| David O'Hagan
Hometown: Wayzata, MN
High School: Breck HS
Major: Political Science
by Kyle McRae
From the time he was young, David O'Hagan wanted to get the best education he could and play athletics at the highest level possible in college. A three-sport standout with an excellent academic record as a prep at Breck High School near Minneapolis, O'Hagan got that wish when he arrived at Stanford in the fall of 2000.
Despite his enormous success as a prep baseball player that included a combined 19-2 record, an 0.63 ERA, 266 strikeouts in 131.0 innings and four no-hitters over his final two seasons, the self-described "undersized righthander" had to start on the bottom of the barrel when he arrived on The Farm in the fall of 2000.
"I was given some advice by a teammate in my freshman year that 'baseball at Stanford would be whatever I made out of it'," recalled O'Hagan. "I took those words to heart. I knew that I would have to go that extra mile day-in and day-out. I didn't want to do just what every one else was doing."
O'Hagan decided that good old fashion extra hard work would be his answer. He lifted weights on his own, stayed for extra bullpen work after practice, and bugged pitching coach Tom Kunis for extra advice and help.
"I think I was kind of a nuisance to (pitching) coach (Tom) Kunis for a while, but I stayed with it because I really wanted to improve," laughed O'Hagan. "The best thing for me about Stanford Baseball in my freshman year was that I knew I would have an opportunity to pitch in some fashion just about every week."
For O'Hagan, none of those opportunities actually came in games. Still, he was happy with the repeated opportunities he was getting to pitch in scrimmage situations during practice and took those opportunities to live up to his motto.
"I just wanted to try my best get better every day," said O'Hagan.
And he did.
After a season's worth of intrasquad games as a freshman, O'Hagan finally showed off some of his stuff on the field in the summer of 2001, posting a 2.76 ERA in 49.0 innings for the Hawaii-Island Movers coached by current Cardinal assistant coach Dave Nakama.
In 2002, O'Hagan finally got his chance for the Cardinal, making nine appearances and pitching 12.1 innings.

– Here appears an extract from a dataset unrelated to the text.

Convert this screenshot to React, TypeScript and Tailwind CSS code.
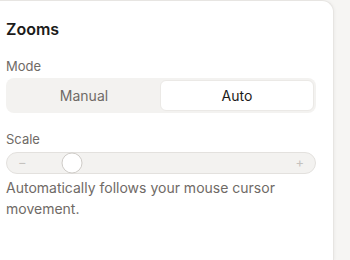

"My Stanford Baseball career has been a series of stages," said O'Hagan. "At first, I was excited to put on a uniform, then I really wanted to play and contribute, now that I've gotten the chance to play, I want to play well and be a more vital part of the team."
"The whole approach of this program is to give guys opportunities," said O'Hagan. "Getting a chance to pitch just about every week in my freshman season really helped me get to where I am today."
Today, O'Hagan is a mainstay in the middle of the Cardinal bullpen. He co-leads the team with 12 appearances and has posted a 4-1 record with a pair of saves, picking up wins in three of his last four outings. He has even turned himself into a strikeout pitcher with 33 strikeouts in 24.2 innings for a team-high 12.04 strikeouts per nine inning average, thanks primarily to a big curve ball and a sneaky fastball.
"My day-to-day approach has not changed since my freshman year," emphasized O'Hagan. "I couldn't see myself not doing everything I could to get better, because I don't want to be in a position where I look back and say that if I had done things differently then look what could have happened. You only have a limited time to play athletics. I would like to get most out of the time that I have so that I can look back and not have any regrets."
"I want to do everything I can to help this team win," emphasized O'Hagan. "Every year it seems that we have a great chance to make it to Omaha, and I want to help this team get there. This program prides itself on winning baseball games and the coaching staff is going to do everything it can to win games. Hopefully, we've got the right mix of guys to take it all the way there."
"Stepping on the hill in Omaha would be everything I dreamed of growing up," dreamed O'Hagan, "Now, that would be unbelievable."
It may not be nearly as unbelievable as he may of thought and if the Cardinal makes it back to the promised land of college baseball this June, O'Hagan should be a big part of it.